Ever since the Federal Communications Commission voted on its proposal to impose new privacy rules on internet service providers in March, critics have hounded the agency for it. They say the move could create an overly burdensome regulatory system that hampers the industry’s ability to create the cool new thing.
FCC Chairman Tom Wheeler defended the privacy proposal Wednesday by touting his agency’s ability to work in tandem with the Federal Trade Commission.
“The FTC and the FCC, as recently as 24 hours ago, worked together on a privacy issue that bifurcates exactly the same way that we’re discussing here, and that’s the issue of mobile security,” Wheeler told members of the Senate Judiciary Privacy, Technology and Law Subcommittee at a hearing.

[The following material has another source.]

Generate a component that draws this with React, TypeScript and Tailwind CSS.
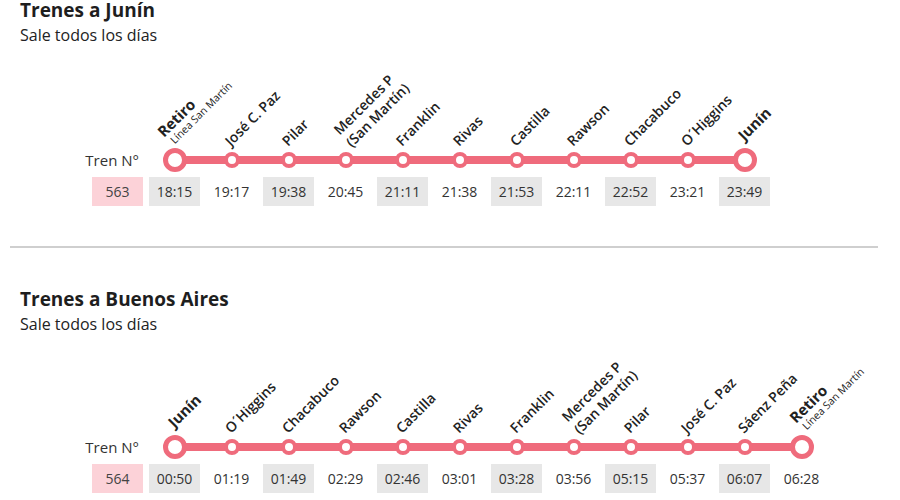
import React from "react";

type Station = {
  lines: string[];
  sub?: string;
  big?: boolean;
  shift?: boolean;
};

const PINK = "bg-[#ef6b7c]";

const topStations: Station[] = [
  { lines: ["Retiro"], sub: "Línea San Martín", big: true },
  { lines: ["José C. Paz"] },
  { lines: ["Pilar"] },
  { lines: ["Mercedes P", "(San Martín)"] },
  { lines: ["Franklin"] },
  { lines: ["Rivas"] },
  { lines: ["Castilla"] },
  { lines: ["Rawson"] },
  { lines: ["Chacabuco"] },
  { lines: ["O´Higgins"] },
  { lines: ["Junín"], big: true },
];
const topTimes = ["18:15", "19:17", "19:38", "20:45", "21:11", "21:38", "21:53", "22:11", "22:52", "23:21", "23:49"];

const bottomStations: Station[] = [
  { lines: ["Junín"], big: true },
  { lines: ["O´Higgins"] },
  { lines: ["Chacabuco"] },
  { lines: ["Rawson"] },
  { lines: ["Castilla"] },
  { lines: ["Rivas"] },
  { lines: ["Franklin"] },
  { lines: ["Mercedes P", "(San Martín)"] },
  { lines: ["Pilar"] },
  { lines: ["José C. Paz"] },
  { lines: ["Sáenz Peña"] },
  { lines: ["Retiro"], sub: "Línea San Martín", big: true, shift: true },
];
const bottomTimes = ["00:50", "01:19", "01:49", "02:29", "02:46", "03:01", "03:28", "03:56", "05:15", "05:37", "06:07", "06:28"];

function Label({ s }: { s: Station }) {
  if (s.sub) {
    return (
      <div
        className={
          s.shift
            ? "absolute left-[calc(50%+4px)] bottom-[25px] origin-bottom-left -rotate-45 whitespace-nowrap text-[#222]"
            : "absolute left-[calc(50%-1px)] bottom-[24px] origin-bottom-left -rotate-45 whitespace-nowrap text-[#222]"
        }
      >
        <div className="text-[15px] leading-[16px] font-bold">{s.lines[0]}</div>
        <div className="text-[10.5px] leading-[12px] pl-[3px]">{s.sub}</div>
      </div>
    );
  }
  if (s.lines.length > 1) {
    return (
      <div className="absolute left-[calc(50%+8px)] bottom-[22px] origin-bottom-left -rotate-45 whitespace-nowrap text-[14px] leading-[17px] font-semibold text-[#222]">
        {s.lines.map((l) => (
          <div key={l}>{l}</div>
        ))}
      </div>
    );
  }
  return (
    <div
      className={
        s.big
          ? "absolute left-[calc(50%+1px)] bottom-[29px] origin-bottom-left -rotate-45 whitespace-nowrap text-[15px] leading-[16px] font-bold text-[#222]"
          : "absolute left-[calc(50%+1px)] bottom-[23px] origin-bottom-left -rotate-45 whitespace-nowrap text-[14px] leading-[16px] font-semibold text-[#222]"
      }
    >
      {s.lines[0]}
    </div>
  );
}

function Diagram({ num, stations, times }: { num: string; stations: Station[]; times: string[] }) {
  const cols = stations.length + 1;
  const gridStyle = { gridTemplateColumns: `repeat(${cols}, 51px)` };
  return (
    <div className="pl-[92px]">
      <div className="relative grid gap-x-[6px] h-[24px]" style={gridStyle}>
        <div className={`absolute top-[8px] h-[8px] left-[82.5px] ${PINK}`} style={{ width: `${(stations.length - 1) * 57}px` }} />
        <div className="relative flex items-center justify-end whitespace-nowrap text-[15px] text-[#333] pr-[4px]">Tren N°</div>
        {stations.map((s, i) => (
          <div key={i} className="relative flex items-center justify-center">
            <Label s={s} />
            {s.big ? (
              <div className="relative w-[24px] h-[24px] rounded-full bg-white border-[5px] border-[#ef6b7c]" />
            ) : (
              <div className="relative w-[16px] h-[16px] rounded-full bg-white border-[4px] border-[#ef6b7c]" />
            )}
          </div>
        ))}
      </div>
      <div className="grid gap-x-[6px] mt-[5px]" style={gridStyle}>
        <div className="h-[29px] flex items-center justify-center bg-[#fcd2d8] text-[14px] text-[#444]">{num}</div>
        {times.map((t, i) => (
          <div
            key={i}
            className={`h-[29px] flex items-center justify-center text-[14px] text-[#333] ${i % 2 === 0 ? "bg-[#e7e7e7]" : ""}`}
          >
            {t}
          </div>
        ))}
      </div>
    </div>
  );
}

function Header({ title }: { title: string }) {
  return (
    <div className="pl-[20px]">
      <h2 className="text-[19px] leading-[20px] font-bold text-[#1e1e1e]">{title}</h2>
      <p className="mt-[5px] text-[16px] leading-[20px] text-[#222]">Sale todos los días</p>
    </div>
  );
}

export default function App() {
  return (
    <div className="w-[900px] h-[500px] bg-white overflow-hidden font-['Open_Sans',sans-serif]">
      <Header title="Trenes a Junín" />
      <div className="mt-[103px]">
        <Diagram num="563" stations={topStations} times={topTimes} />
      </div>
      <div className="mt-[40px] ml-[10px] w-[868px] h-[2px] bg-[#cfcfcf]" />
      <div className="mt-[41px]">
        <Header title="Trenes a Buenos Aires" />
      </div>
      <div className="mt-[101px]">
        <Diagram num="564" stations={bottomStations} times={bottomTimes} />
      </div>
    </div>
  );
}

Wheeler’s comments referred to a recent announcement from the two agencies about a joint inquiry into how major mobile carriers release security updates for devices. Industry participants are concerned about the lack of speed of those security patches’ release.
“We have jurisdiction over the networks that deliver to the devices. The FTC has jurisdiction over the devices,” Wheeler said. He said the two agencies “worked in tandem as recently as yesterday.” The FCC sent a series of inquiries to mobile carriers, while the FTC sent the same questions to the manufacturers of the devices.
“They were done on a coordinated basis with us working together like this, and that’s not an isolated situation,” Wheeler added. “I think that is the kind of reality that we will see going forward, that we are responsible for networks and they are responsible for [internet services]” such as Facebook or Amazon.
Wheeler’s comments addressed two big complaints voiced often by opponents to the internet privacy proposal. Many believe that the FCC’s proposed rule, though targeted to internet service providers, could later extend to internet services known as edge providers, such as Facebook.
Republican FCC Commissioner Ajit Pai, who also testified, said the proposed rules are “elastic” enough to later encompass edge providers. Pai voted against the proposal because he believed it went too far.
FTC Chairwoman Edith Ramirez agreed with Wheeler and touted “an extensive history of cooperation with the Federal Communications Commission.” She told lawmakers about the two agencies’ joint effort to enforce a Do-Not-Call rule and against unauthorized charges on mobile phones. She also mentioned a joint project on mobile phone security. These activities show that it is effective for the two agencies to split jurisdiction between the manufacturers and the network providers.
“Our goal in working together is to use our complimentary expertise and authority to protect consumers as effectively and efficiently as possible, avoid duplication, and promote consistency,” Ramirez said. “I commend the FCC for focusing on the important issue of consumer privacy.”
She also said the FTC would be providing formal comment on the proposal.
Some telecom lobbyists are doubtful that the FCC’s involvement in privacy regulation will work. The FTC has long been policing the privacy practices of internet companies and has racked up hundreds of enforcement actions in that time.
Members of the telecom industry worry that after businesses and consumers have become used to one set of rules from the FTC, the FCC will muddle the system and make it difficult for companies to comply. All that focus on obeying the rules could detract from businesses’ ability to invest in new technologies, they argue.
Subcommittee Chairman Sen. Jeff Flake (R-Ariz.) called the FCC proposal a “significant derivation” from the FTC’s framework that will burden providers.
“First and foremost the proposed rules would impose unnecessary and static regulations on the dynamic and innovative internet ecosystem,” Flake said. “Would we have the same internet we have today if prescriptive rules such as these were imposed on it 10 years ago? I’m concerned that we would not.”
Pai said the “United States’ historic commitment to light-touch, technology-neutral regulation when it comes to internet privacy” is behind the powerful internet market that developed in the United States.
“Startups haven’t had to hire an attorney to navigate complex federal rules, and entrepreneurs have been free to invent and to discover new ways to monetize their services without the fear of government standing in the way of profitability,” Pai said. The FCC rules, he suggested, could change that.
The subcommittee’s top Democrat, Minnesota Sen. Al Franken, didn’t buy this argument. He said that the best thing for innovation is to protect net neutrality, which is the basis for the FCC’s new privacy proposal.
“What would have endangered innovation on the internet would have been to lose net neutrality,” Franken said.
The “whole point” of reclassifying internet service providers as common carriers in the FCC’s open internet rule was to preserve net neutrality, Franken said. Every time that the FCC has tried to publish open internet rules in a different way, the courts have struck them down.
Republicans and big carriers heartily disagree with the reclassification of ISPs, and the agency is currently awaiting a decision in the latest challenge of its open internet rules. If the net neutrality rules are rejected, it could knock the air out of the FCC’s current ISP privacy proposal.
Critics also say different privacy expectations for different services will hurt data protection and make regulation and oversight increasingly difficult. “These regulations will only confuse consumers and give them a false sense of security,” Flake said.
Sen. Orrin Hatch (R-Utah) concurred, saying the FCC had written a “potentially confusing and unfair set of rules for both consumers and businesses.”